Cooperatives found, contrary to Maciunas’s reassurances, that they could not get their deposit money back from other co-ops when their own closing date for purchase arrived. One cooperative reported having to pay an interest rate of 25 percent a month to borrow two thousand dollars from another Fluxhouse in order to forestall the foreclosure of their mortgage. In another instance, a cooperative found itself sued by the bank which handled its deposits because of Maciunas’s policy of shifting money from account to account. Individual cooperatives quickly discovered that if they were to survive, they had to fend for themselves in financial matter. Maciunas was hurt by this turn toward economic self-interest on the part of the cooperatives and by the criticism of his leadership which he felt had inspired it. In a letter in which he relinquished all managerial connections with two Fluxhouse units, Maciunas explained the dispute from his side.
I did not mind doing all this [managerial work] free of charge if it was going to advance the selfless spirit of collectivism. Unfortunately, it did nothing of the sort. As soon as opportunity presented itself, the collective spirit fell apart- members selfishly promoting their own interests at the expense of the cooperative and separate cooperatives promoting their interests at the expense of the entire collective. More specifically,… the Grand St. directors saw no reason why their temporarily excessive funds should have been used to save Wooster St. from disaster and Wooster Street’s treasurer saw no reason to reciprocate this good will by returning this borrowed money or part to save Grand Street from disaster. Members showed their distrust in me, or envying better spaces of other members, actually entered those spaces to remeasure and recalculate the spaces as to increase other’s and decrease their own monthly rents. Etc., etc., ad nauseam… Furthermore, since several members expressed dissatisfaction with my methods of management and accounting, a few even suspecting me of making a fortune (!), I decided to stop wasting my selfless interest which is unappreciated anyway and become just as selfish as everybody else.

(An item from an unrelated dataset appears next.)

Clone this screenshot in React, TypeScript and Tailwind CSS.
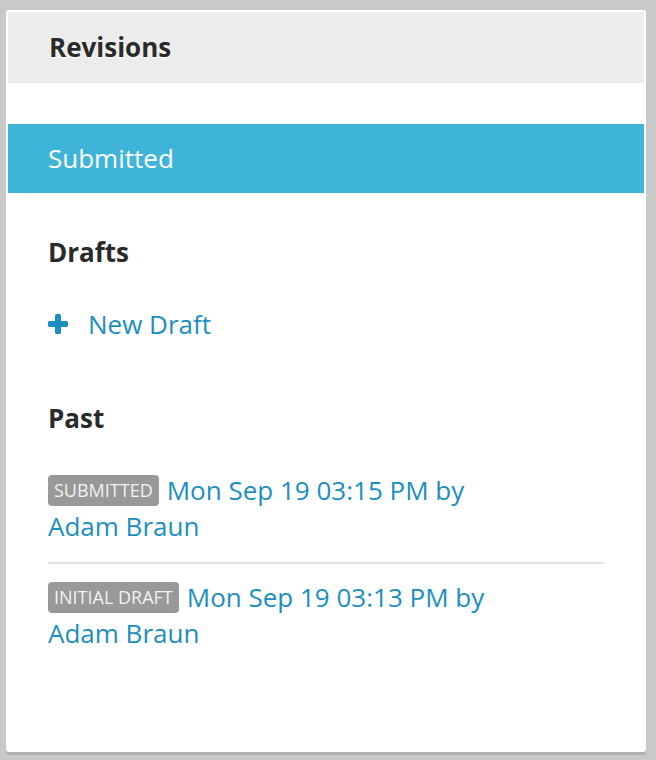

THUS: … I will stop giving free time and advice on all matters relating to architecture, electrical engineering, management, accounting, carpentry, building code, contractors, supplies, etc…. I will charge… for my past work in management, general contracting and accounting at the low rate of $40 per week…. Any further time spent by me on any of the above matters will be charged to you at the rate of $10 per hours (which is the rate I received at the time I quit my job).
Maciunas continued to sponsor cooperatives, but only as individual ventures and for a fixed fee The Fluxhouse phase in SoHo was over by late 1968. In the absence of any overall financial resources, the problem of survival had individuated each cooperative. Financial anxiety and the recourse to purely personal resources available to the individual; shareholders made self-management for each cooperative a necessity. A secularizing monetary fear had washed away any illusions about the bonds of a gemeinschaft between cooperative. Nevertheless, it soon was to become apparent that the larger problem of resolving the artists’ illegal residential status would require an area-wide organizational approach. The territorial district itself evolved as the basis for a functionally important form of community in the next phase of development.
Charles R. Simpson, “The Achievement of Territorial Community” in SoHo: The Artist in the City (Chicago: The University of Chicago Press, 1981) pp. 153-188.